Baconsale Episode 65: Steven Spielberg and the Raters of the Lost Art

Hold on to your butts, The Listener! Since Steven Spielberg is, without a doubt, one of the top ten film directors of all time, Kent and Joel have decided to each make a list of their top ten Spielberg movies. This means something. This is important.

And lest you think we’re gonna need a bigger podcast, we actually manage to get through both of our lists during one episode. Plus, we even throw in some random Spielberg trivia along the way, and discuss if the world famous director, producer, screenwriter and editor still has what it takes to reel in the crowds or not.

Either way, by listening to this podcast you have chosen…wisely.

15 thoughts on “Baconsale Episode 65: Steven Spielberg and the Raters of the Lost Art

  1. I know this is getting repetitive, but great job on this one guys. I hope the lack of comments from people doesn’t make you think this isn’t a fantastic episode. I didn’t realize until now how many movies Spielberg has made! I’d give my favorite three as:

    3) Hook- It brings back a lot of memories of being a kid for me. Peter Pan was my favorite Disney story at the time, which made me love it then, and Robin Williams was one of my top 3 favorite actors, which makes me love it now.

    2) Indiana Jones (if I had to pick one it would be Last Crusade)- I didn’t care for the Raiders of the Lost Ark, but I loved the Last Crusade and the Temple of Doom (I don’t get what people don’t like about it… mind enlightening me?).

    1) Saving. Private. Ryan.- BEST WAR MOVIE OF ALL TIME. I’m a WWII buff, and this movie is the greatest. It’s one of my top 5 favorite movies.. which is kind of sad because I’ve only seen a couple of times and my wife isn’t too keen on rated R films. I loved that it didn’t just have a single person narrative like most war movies and that it focused more on the unit. More high budget war movies should do this.

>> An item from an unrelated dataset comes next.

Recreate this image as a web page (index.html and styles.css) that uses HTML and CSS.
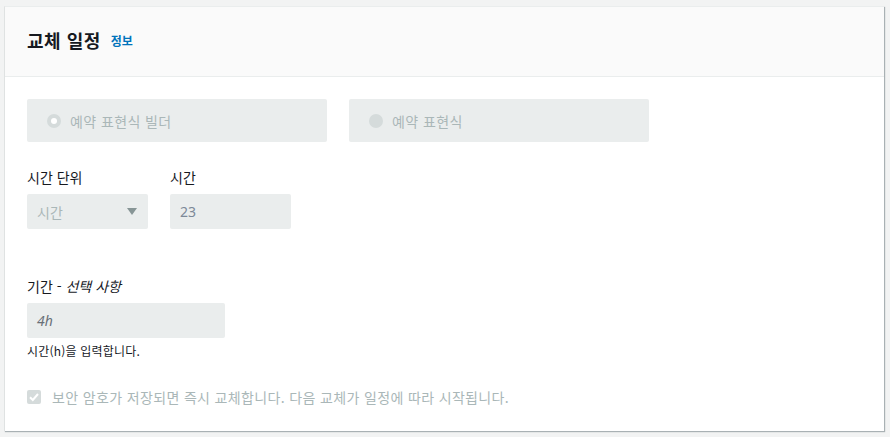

    Steven Spielberg is amazing. I wish more directors took his approaches to films, mainly leaning more on practical effects rather than CG and good stories that have been treated with a lot of care.

    Liked by 1 person

    1. That’s a good list! I think people were bugged by Temple of Doom because it was very dark and very violent compared to the first one. Plus, they ate monkey brains.

      Liked by 1 person

      1. I didn’t like the darkness and violence of it. The monkey brains were fine, the pulling a still-beating heart form the chest of a man was not. Mostly because it didn’t make sense anatomically – sure you can pierce the skin of the chest with abnormally sharp fingernails, but there is no way you’re getting through the rib cage. Try as I might, I have not been able to successfully pull a heart out using this method, let alone a still beating heart.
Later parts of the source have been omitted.